How I plan to start spending for happiness
The easiest win here is cutting down my spending, particularly on “things.” Right? Because things don’t add a lot of value outside of having your needs met and maybe enabling you to do more activities with family and friends. You need furniture, a place to live, a way to get to work, a computer, etc. But this really makes it clear that I shouldn’t be spending money on things that aren’t absolutely necessary or likely to add lasting value to my life.
Next, I want to make sure I am prioritizing my health and the important relationships in my life. This means exercise, modest vacations, more frequent visits and traveling as necessary, family outings, happy hours, dinner parties, etc. Saving for the future is important, but I need to invest in current happiness first. I have mentioned this before. I am talking about happiness smoothing (consumption smoothing).
If you are saving so much that you neglect your health and/or important relationships, you are in a risky situation. Firstly, even though you are investing in your financial future, you aren’t investing in your emotional or physical future. What kind of memories will you have to look back on? Secondly, who knows what your future will look like… maybe your retirement accounts get hacked or maybe you or your loved ones are involved in a major accident. Hedging against these horrible scenarios isn’t that expensive, and, at least for me, is a priority over getting to financial independence a few years early.

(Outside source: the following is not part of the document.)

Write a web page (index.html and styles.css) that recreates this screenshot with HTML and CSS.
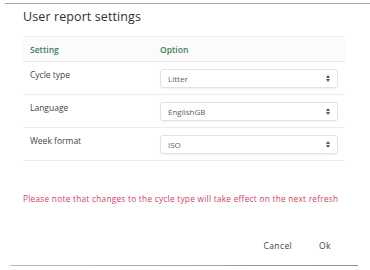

All other money will be budgeted for in the retirement accounts. Simple as that, although I will make a little room for one or two of those once-in-a-lifetime experiences to increase my life-evaluation, but mostly as a reward for hitting major goal milestones. Of course when I do hit financial independence, the plan is to have those kinds of experiences more often.
So that’s it. If you made it this far, thanks for reading… I hope it was worth it!